* [Instructions for the task] Identify, in the records below, every line where the string "screenshot" appears, and copy each such line.

* [Dataset records]
[BEGIN]

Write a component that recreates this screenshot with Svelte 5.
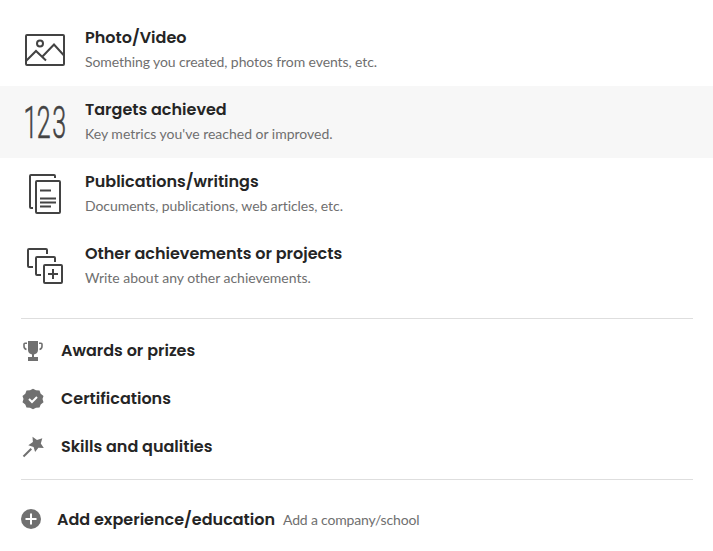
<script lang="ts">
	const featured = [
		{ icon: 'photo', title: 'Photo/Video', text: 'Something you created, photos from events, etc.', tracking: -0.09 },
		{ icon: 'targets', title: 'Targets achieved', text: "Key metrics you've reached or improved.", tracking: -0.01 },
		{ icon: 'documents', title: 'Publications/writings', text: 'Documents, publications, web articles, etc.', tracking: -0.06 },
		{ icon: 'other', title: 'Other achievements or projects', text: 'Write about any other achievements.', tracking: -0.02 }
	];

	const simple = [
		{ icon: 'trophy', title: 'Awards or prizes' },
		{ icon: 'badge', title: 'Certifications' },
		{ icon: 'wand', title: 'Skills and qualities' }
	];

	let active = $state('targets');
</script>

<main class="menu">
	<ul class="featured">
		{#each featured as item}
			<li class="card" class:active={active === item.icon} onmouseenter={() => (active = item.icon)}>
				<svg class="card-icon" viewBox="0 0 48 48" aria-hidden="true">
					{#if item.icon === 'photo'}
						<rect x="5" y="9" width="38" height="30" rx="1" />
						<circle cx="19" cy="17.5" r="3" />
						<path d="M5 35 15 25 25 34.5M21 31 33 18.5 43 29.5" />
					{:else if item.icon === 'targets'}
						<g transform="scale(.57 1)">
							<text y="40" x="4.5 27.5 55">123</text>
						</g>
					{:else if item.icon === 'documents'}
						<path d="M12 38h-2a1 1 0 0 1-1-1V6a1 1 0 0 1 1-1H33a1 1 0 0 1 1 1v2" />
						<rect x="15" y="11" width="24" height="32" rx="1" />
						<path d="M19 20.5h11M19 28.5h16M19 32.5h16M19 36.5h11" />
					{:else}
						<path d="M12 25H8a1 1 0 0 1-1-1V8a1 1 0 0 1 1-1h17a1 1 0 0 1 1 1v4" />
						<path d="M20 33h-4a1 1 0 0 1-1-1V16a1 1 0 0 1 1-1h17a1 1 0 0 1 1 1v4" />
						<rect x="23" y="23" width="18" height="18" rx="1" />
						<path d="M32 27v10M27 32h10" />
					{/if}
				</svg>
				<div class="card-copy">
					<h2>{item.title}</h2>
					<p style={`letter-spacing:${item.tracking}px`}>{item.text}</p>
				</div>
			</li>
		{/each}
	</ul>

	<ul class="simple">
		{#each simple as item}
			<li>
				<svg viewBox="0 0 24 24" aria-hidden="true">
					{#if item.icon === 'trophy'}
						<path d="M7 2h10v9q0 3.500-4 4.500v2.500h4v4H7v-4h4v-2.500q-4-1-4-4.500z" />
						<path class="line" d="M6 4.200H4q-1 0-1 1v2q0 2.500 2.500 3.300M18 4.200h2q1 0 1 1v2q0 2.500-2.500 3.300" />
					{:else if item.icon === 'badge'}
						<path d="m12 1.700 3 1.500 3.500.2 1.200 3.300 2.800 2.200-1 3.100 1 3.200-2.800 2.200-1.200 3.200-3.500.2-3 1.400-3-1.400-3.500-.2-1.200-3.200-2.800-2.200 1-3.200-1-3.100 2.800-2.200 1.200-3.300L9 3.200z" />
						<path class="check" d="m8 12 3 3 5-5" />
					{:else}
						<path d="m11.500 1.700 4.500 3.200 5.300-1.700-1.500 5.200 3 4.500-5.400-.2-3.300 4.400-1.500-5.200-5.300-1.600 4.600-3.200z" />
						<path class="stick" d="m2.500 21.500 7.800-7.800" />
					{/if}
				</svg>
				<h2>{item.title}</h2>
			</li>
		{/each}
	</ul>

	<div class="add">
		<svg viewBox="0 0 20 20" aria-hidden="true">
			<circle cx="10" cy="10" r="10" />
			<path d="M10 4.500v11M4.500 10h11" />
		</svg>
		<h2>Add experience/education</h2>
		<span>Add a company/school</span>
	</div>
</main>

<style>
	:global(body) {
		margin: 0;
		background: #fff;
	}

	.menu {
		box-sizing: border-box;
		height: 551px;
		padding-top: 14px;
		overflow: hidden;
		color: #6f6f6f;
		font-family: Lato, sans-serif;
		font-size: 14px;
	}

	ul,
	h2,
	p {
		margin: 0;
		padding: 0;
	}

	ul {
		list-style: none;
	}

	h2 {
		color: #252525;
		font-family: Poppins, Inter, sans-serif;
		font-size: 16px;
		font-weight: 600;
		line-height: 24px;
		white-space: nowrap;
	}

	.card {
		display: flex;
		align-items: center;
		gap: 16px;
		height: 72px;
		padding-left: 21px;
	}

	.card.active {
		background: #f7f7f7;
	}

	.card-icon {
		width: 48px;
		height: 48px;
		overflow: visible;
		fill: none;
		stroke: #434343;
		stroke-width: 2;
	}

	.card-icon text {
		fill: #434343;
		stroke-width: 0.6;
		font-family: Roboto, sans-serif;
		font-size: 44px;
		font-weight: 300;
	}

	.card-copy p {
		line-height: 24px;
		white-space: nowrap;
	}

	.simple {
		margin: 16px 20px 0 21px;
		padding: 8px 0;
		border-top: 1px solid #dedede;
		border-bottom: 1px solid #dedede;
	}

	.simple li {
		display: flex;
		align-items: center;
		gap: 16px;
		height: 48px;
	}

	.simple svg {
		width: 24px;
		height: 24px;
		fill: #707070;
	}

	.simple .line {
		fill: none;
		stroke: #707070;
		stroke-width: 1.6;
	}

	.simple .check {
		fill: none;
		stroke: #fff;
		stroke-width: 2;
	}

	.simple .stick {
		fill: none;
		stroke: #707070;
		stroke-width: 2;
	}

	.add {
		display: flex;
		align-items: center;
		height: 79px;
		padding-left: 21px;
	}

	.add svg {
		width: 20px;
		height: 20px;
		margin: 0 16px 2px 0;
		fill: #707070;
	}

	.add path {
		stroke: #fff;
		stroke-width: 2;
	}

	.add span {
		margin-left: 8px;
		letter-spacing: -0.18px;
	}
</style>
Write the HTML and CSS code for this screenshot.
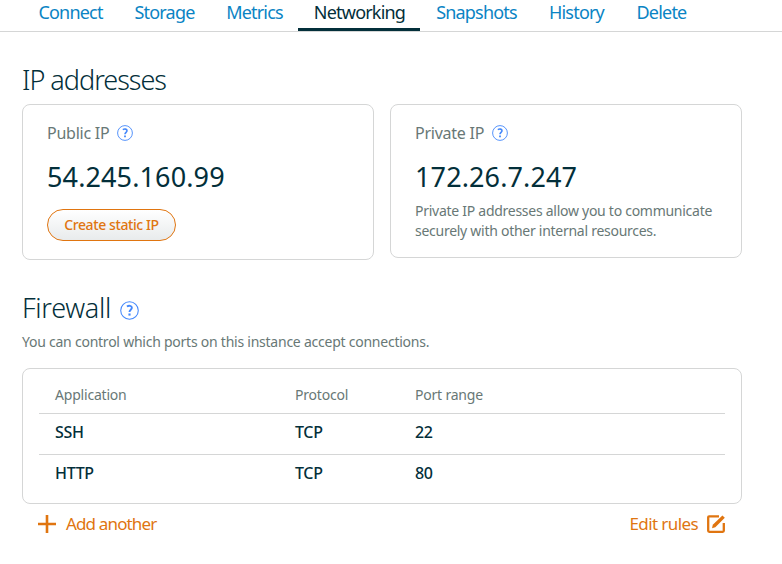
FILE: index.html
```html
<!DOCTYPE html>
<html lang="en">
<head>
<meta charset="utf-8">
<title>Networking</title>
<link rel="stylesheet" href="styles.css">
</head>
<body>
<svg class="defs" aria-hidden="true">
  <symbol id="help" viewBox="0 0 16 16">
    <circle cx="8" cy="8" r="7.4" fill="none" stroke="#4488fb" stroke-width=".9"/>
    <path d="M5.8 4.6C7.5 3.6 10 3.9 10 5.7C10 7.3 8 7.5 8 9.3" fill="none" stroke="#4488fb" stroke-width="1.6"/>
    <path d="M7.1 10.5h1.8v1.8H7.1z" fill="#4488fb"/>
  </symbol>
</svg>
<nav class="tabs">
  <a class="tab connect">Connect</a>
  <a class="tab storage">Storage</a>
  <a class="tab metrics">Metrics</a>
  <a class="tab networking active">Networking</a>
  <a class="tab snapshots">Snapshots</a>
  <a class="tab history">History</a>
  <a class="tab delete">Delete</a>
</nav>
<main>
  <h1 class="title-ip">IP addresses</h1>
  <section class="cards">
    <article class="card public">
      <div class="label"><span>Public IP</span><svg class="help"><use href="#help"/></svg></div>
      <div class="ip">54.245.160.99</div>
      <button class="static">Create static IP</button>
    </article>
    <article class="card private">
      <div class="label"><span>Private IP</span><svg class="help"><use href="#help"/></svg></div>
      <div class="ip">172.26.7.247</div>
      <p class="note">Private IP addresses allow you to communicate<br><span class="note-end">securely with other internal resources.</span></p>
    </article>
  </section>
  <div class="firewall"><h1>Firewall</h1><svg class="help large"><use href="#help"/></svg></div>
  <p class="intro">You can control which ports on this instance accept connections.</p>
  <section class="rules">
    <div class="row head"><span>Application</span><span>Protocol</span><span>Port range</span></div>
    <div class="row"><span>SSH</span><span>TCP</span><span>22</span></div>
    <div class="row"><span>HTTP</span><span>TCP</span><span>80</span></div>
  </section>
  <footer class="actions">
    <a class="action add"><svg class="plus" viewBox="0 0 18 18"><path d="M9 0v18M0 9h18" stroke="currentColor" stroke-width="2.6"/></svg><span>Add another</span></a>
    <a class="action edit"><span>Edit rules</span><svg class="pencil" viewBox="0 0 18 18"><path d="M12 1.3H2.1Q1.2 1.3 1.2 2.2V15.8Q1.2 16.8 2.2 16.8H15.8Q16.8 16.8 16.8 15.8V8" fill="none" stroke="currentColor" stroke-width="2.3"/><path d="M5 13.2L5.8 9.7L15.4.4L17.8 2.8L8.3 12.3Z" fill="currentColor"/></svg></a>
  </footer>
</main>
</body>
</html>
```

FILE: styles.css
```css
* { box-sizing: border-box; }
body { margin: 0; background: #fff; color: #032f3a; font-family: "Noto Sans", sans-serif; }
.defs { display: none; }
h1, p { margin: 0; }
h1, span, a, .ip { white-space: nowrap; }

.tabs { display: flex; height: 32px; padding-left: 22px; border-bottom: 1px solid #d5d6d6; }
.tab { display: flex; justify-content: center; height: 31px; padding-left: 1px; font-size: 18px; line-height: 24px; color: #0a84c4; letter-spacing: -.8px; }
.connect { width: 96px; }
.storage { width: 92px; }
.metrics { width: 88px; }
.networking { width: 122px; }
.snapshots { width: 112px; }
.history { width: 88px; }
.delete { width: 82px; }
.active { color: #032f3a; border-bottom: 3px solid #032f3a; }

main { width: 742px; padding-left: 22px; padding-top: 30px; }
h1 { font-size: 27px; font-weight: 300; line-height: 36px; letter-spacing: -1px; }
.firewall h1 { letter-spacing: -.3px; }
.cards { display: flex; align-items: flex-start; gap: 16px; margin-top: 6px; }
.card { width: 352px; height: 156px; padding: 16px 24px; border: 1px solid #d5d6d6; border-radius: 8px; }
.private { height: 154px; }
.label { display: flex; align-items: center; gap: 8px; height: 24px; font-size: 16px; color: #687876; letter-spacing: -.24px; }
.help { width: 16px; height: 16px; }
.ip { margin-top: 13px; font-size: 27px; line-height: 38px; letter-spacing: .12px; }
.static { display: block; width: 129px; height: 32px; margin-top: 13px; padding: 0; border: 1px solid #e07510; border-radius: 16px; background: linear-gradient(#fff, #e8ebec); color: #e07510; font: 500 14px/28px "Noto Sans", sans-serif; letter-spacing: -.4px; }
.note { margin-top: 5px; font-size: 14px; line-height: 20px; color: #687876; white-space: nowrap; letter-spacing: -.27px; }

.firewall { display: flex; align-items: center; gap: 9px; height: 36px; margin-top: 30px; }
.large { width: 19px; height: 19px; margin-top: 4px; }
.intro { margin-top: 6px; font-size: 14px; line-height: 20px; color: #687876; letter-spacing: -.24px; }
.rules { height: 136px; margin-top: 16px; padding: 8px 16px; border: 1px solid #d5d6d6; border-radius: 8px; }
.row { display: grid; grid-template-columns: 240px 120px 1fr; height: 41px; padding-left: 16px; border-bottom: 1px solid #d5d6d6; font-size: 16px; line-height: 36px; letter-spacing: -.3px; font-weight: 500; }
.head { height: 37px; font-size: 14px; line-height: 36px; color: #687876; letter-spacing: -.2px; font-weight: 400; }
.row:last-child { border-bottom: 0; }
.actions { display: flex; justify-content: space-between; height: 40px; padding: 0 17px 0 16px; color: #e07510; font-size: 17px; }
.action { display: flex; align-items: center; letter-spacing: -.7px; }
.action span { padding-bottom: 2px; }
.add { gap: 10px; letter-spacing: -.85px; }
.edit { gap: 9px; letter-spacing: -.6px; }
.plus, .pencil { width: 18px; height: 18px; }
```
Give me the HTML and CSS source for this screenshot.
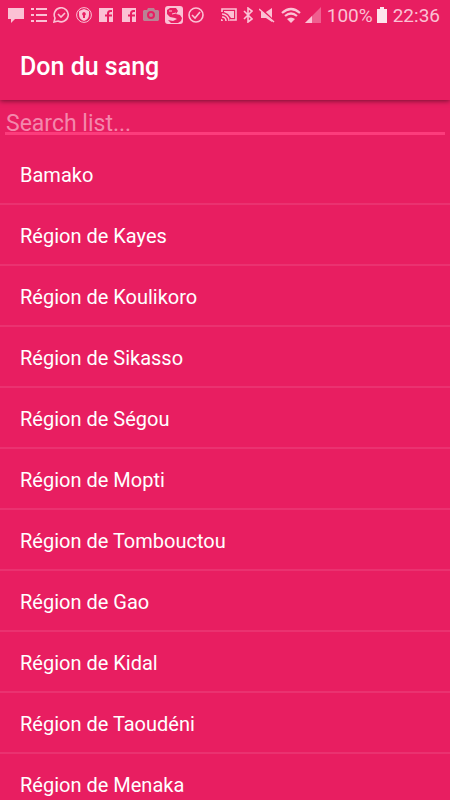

[END]

* [Written answer]
Write a component that recreates this screenshot with Svelte 5.
Write the HTML and CSS code for this screenshot.
Give me the HTML and CSS source for this screenshot.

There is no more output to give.